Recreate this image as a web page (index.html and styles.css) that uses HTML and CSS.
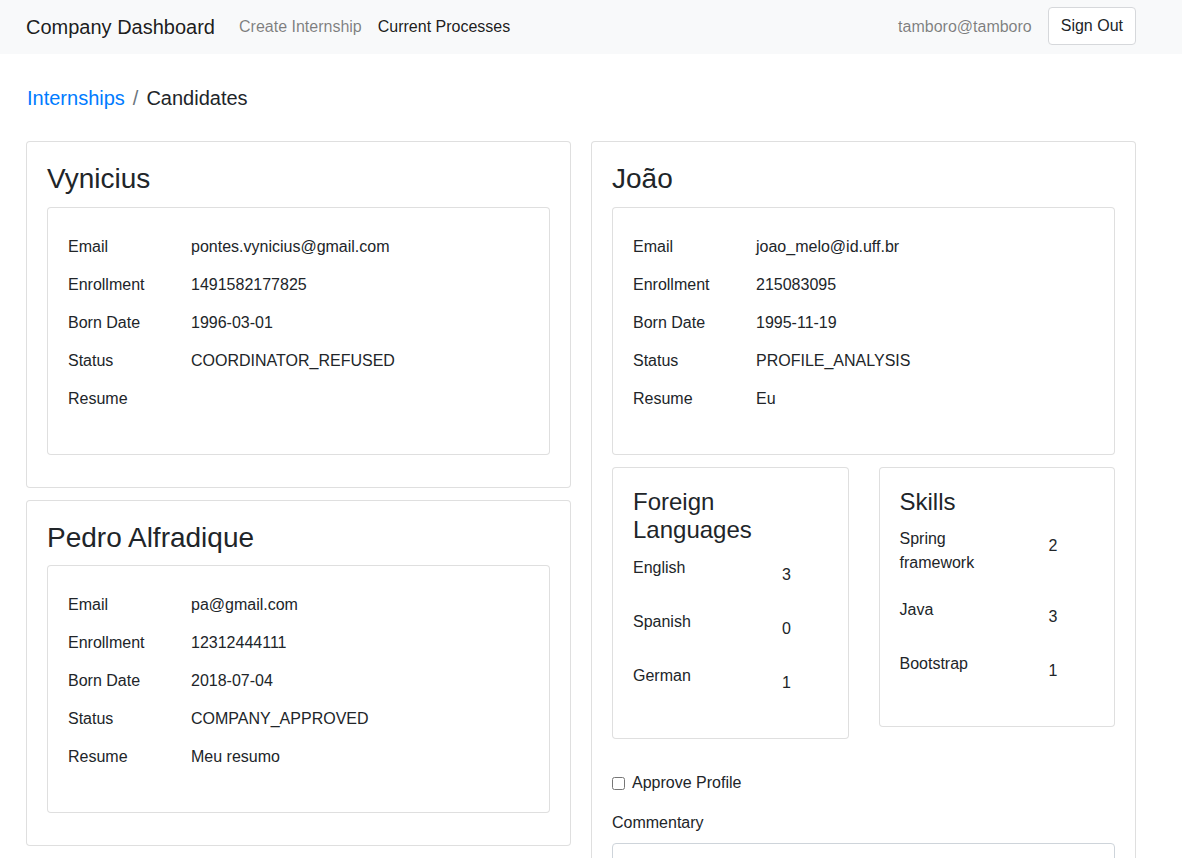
FILE: index.html
```html
<!DOCTYPE html>
<html lang="en">
<head>
<meta charset="utf-8">
<title>Company Dashboard</title>
<link rel="stylesheet" href="styles.css">
</head>
<body>
<nav class="navbar">
  <div class="nav-inner">
    <a class="brand" href="#">Company Dashboard</a>
    <a class="nav-link" href="#">Create Internship</a>
    <a class="nav-link active" href="#">Current Processes</a>
    <div class="nav-right">
      <span class="user">tamboro@tamboro</span>
      <button class="btn">Sign Out</button>
    </div>
  </div>
</nav>

<main class="container">
  <ol class="breadcrumb">
    <li><a href="#">Internships</a></li>
    <li class="sep">/</li>
    <li class="current">Candidates</li>
  </ol>

  <div class="columns">
    <div class="col">
      <div class="card candidate">
        <h3 class="card-title">Vynicius</h3>
        <div class="card details">
          <div class="info">
            <span>Email</span><span>pontes.vynicius@gmail.com</span>
            <span>Enrollment</span><span>1491582177825</span>
            <span>Born Date</span><span>1996-03-01</span>
            <span>Status</span><span>COORDINATOR_REFUSED</span>
            <span>Resume</span><span></span>
          </div>
        </div>
      </div>
      <div class="card candidate">
        <h3 class="card-title">Pedro Alfradique</h3>
        <div class="card details">
          <div class="info">
            <span>Email</span><span>pa@gmail.com</span>
            <span>Enrollment</span><span>12312444111</span>
            <span>Born Date</span><span>2018-07-04</span>
            <span>Status</span><span>COMPANY_APPROVED</span>
            <span>Resume</span><span>Meu resumo</span>
          </div>
        </div>
      </div>
    </div>

    <div class="col">
      <div class="card candidate">
        <h3 class="card-title">João</h3>
        <div class="card details">
          <div class="info">
            <span>Email</span><span>joao_melo@id.uff.br</span>
            <span>Enrollment</span><span>215083095</span>
            <span>Born Date</span><span>1995-11-19</span>
            <span>Status</span><span>PROFILE_ANALYSIS</span>
            <span>Resume</span><span>Eu</span>
          </div>
        </div>
        <div class="subcards">
          <div class="card sub">
            <h4 class="sub-title">Foreign Languages</h4>
            <div class="pair"><div class="pl">English</div><div class="pv">3</div></div>
            <div class="pair"><div class="pl">Spanish</div><div class="pv">0</div></div>
            <div class="pair"><div class="pl">German</div><div class="pv">1</div></div>
          </div>
          <div class="card sub">
            <h4 class="sub-title">Skills</h4>
            <div class="pair"><div class="pl">Spring framework</div><div class="pv">2</div></div>
            <div class="pair"><div class="pl">Java</div><div class="pv">3</div></div>
            <div class="pair"><div class="pl">Bootstrap</div><div class="pv">1</div></div>
          </div>
        </div>
        <form class="review">
          <label class="check"><input type="checkbox"> Approve Profile</label>
          <label class="field-label" for="comment">Commentary</label>
          <textarea id="comment" rows="3"></textarea>
        </form>
      </div>
    </div>
  </div>
</main>
</body>
</html>
```

FILE: styles.css
```css
* { box-sizing: border-box; }

body {
  margin: 0;
  font-family: "Liberation Sans", Arial, sans-serif;
  font-size: 16px;
  line-height: 1.5;
  color: #212529;
  background: #fff;
}

a { text-decoration: none; }

.navbar {
  background: #f8f9fa;
  padding: 7px 46px 9px 26px;
}

.nav-inner {
  display: flex;
  align-items: center;
  height: 38px;
}

.brand {
  font-size: 20px;
  line-height: 30px;
  color: rgba(0, 0, 0, 0.9);
  margin-right: 16px;
  position: relative;
  top: 1px;
}

.nav-link {
  padding: 0 8px;
  color: rgba(0, 0, 0, 0.5);
  position: relative;
  top: 1px;
}

.nav-link.active { color: rgba(0, 0, 0, 0.9); }

.nav-right {
  margin-left: auto;
  display: flex;
  align-items: center;
  gap: 16px;
}

.user { color: rgba(0, 0, 0, 0.5); position: relative; top: 1px; }

.btn {
  font-family: inherit;
  font-size: 16px;
  line-height: 24px;
  padding: 6px 12px;
  background: #fff;
  color: #212529;
  border: 1px solid #d6d8db;
  border-radius: 4px;
  height: 38px;
}

.container {
  margin: 0 46px 0 26px;
}

.breadcrumb {
  list-style: none;
  display: flex;
  margin: 29px 0 28px 1px;
  padding: 0;
  font-size: 20px;
  line-height: 30px;
}

.breadcrumb a { color: #007bff; }
.breadcrumb .sep { color: #6c757d; padding: 0 8px; }
.breadcrumb .current { color: #212529; }

.columns {
  display: grid;
  grid-template-columns: minmax(0, 1fr) minmax(0, 1fr);
  column-gap: 20px;
  align-items: start;
}

.card {
  border: 1px solid rgba(0, 0, 0, 0.125);
  border-radius: 4px;
  background: #fff;
}

.candidate {
  padding: 20px;
  margin-bottom: 12px;
}

.card-title {
  margin: 0 0 11px;
  font-size: 28px;
  font-weight: 400;
  line-height: 1.2;
}

.details {
  padding: 20px 20px 36px;
  margin-bottom: 12px;
}

.info {
  display: grid;
  grid-template-columns: 123px 1fr;
  grid-auto-rows: 38px;
  align-items: center;
}

.subcards {
  display: grid;
  grid-template-columns: minmax(0, 1fr) minmax(0, 1fr);
  column-gap: 30px;
  align-items: start;
}

.sub {
  padding: 20px;
  margin-bottom: 12px;
}

.sub-title {
  margin: 0 0 11px;
  font-size: 24px;
  font-weight: 400;
  line-height: 1.2;
}

.pair {
  display: grid;
  grid-template-columns: minmax(0, 1fr) minmax(0, 1fr);
  column-gap: 30px;
  align-items: start;
}

.pl { margin-bottom: 23px; }

.pv {
  text-align: center;
  padding-top: 7px;
  margin-bottom: 23px;
}

.review {
  display: flex;
  flex-direction: column;
  padding-top: 20px;
}

.check {
  display: flex;
  align-items: center;
  gap: 7px;
  margin-bottom: 16px;
}

.check input {
  margin: 0;
  width: 13px;
  height: 13px;
}

.field-label { margin-bottom: 8px; }

textarea {
  font-family: inherit;
  font-size: 16px;
  width: 100%;
  border: 1px solid #ced4da;
  border-radius: 4px;
  padding: 6px 12px;
  resize: vertical;
}
```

•••

Tally up how many lines in the preceding listing contain the word "styles". Give nothing but the number.

Written response: 3